A Segunda Turma do Superior Tribunal de Justiça, contudo, possui um precedente em sentido diverso (REsp n. 1476051/PE), validando a tributação sobre o propano e o butano, isoladamente. Não concordarmos com tal posicionamento, pois se a lei prevê a tributação do todo (GLP), não se pode concluir que as partes (propano e butano) possam também ser tributadas. Ademais, o GLP não é gênero e espécie simultaneamente. Trata-se de contradição lógica.
Vale ressaltar que uma das destinações obrigatórias da CIDE-combustíveis é o pagamento de subsídios a transporte de gás natural. A incidência monofásica de PIS/COFINS se aplica ao GLP.
Define-se como biogás o gás oriundo do processo de biodigestão anaeróbica de resíduos orgânicos, sobretudo, provenientes de produção agrícola e pecuária, aterros sanitários, estações de tratamento de efluentes, entre outras fontes geradoras e que seja composto majoritariamente de metano. Após ser purificado, se transforma em biometano. O biogás serve como combustível e para geração de energia elétrica.

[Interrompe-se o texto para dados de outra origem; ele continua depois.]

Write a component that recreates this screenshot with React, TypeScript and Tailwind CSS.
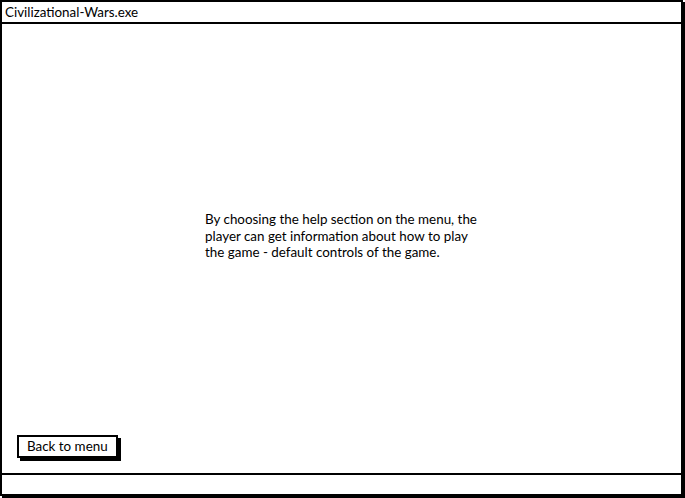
export default function App() {
  return (
    <div className="h-[498px] w-[685px] bg-white" style={{ fontFamily: 'Lato, "Open Sans", sans-serif' }}>
      <div className="flex h-[496px] w-[683px] flex-col border-2 border-black shadow-[2px_2px_0_#000]">
        {/* title bar */}
        <div className="flex h-[22px] items-center border-b-2 border-black px-[3px] text-[13.4px] text-black">
          Civilizational-Wars.exe
        </div>

        {/* content */}
        <div className="flex flex-1 flex-col px-[15px] pb-[15px]">
          <div className="flex-1 pl-[188px] pt-[187px]">
            <p className="w-[280px] text-[13.4px] leading-[16.5px] text-black">
              By choosing the help section on the menu, the player can get information about how to play
              the game - default controls of the game.
            </p>
          </div>
          <div>
            <button className="h-[23px] border-2 border-black bg-white px-[8px] text-[13.4px] leading-none text-black shadow-[3px_3px_0_#000]">
              Back to menu
            </button>
          </div>
        </div>

        {/* status bar */}
        <div className="h-[21px] border-t-2 border-black" />
      </div>
    </div>
  )
}
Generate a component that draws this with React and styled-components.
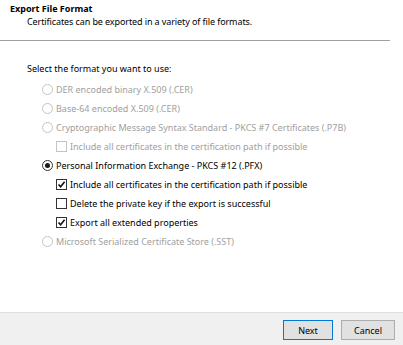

A venda do biogás se submete à incidência do ICMS, do PIS e da COFINS. Para que o biogás seja produzido em grande escala, é importante a adoção de política fiscal que garanta a concessão de benefícios fiscais. Afinal, seu custo é maior do que o do gás natural convencional. Os Estados da Bahia, Mato Grosso, Rio de Janeiro e São Paulo estão autorizados a conceder redução da base de cálculo do ICMS nas saídas internas com biogás e biometano, de tal forma que a carga tributária do imposto resulte na aplicação do percentual de 12% (doze por cento) sobre o valor da operação.
Base legal:
GN: CF/88, art. 155, § 4º, II e III, Lei 11.909/09, Lei 9.478/97, art. 6º, II. Gás natural canalizado: CF/88, art. 25, § 2º, Lei 9.478/97, art. 6º, XXII. GLP: Lei n. 10.336/01, art. 3º, V. Biogás: Lei 12.305/10, art. 44, inc. IV e V, Convênio ICMS 112/2013.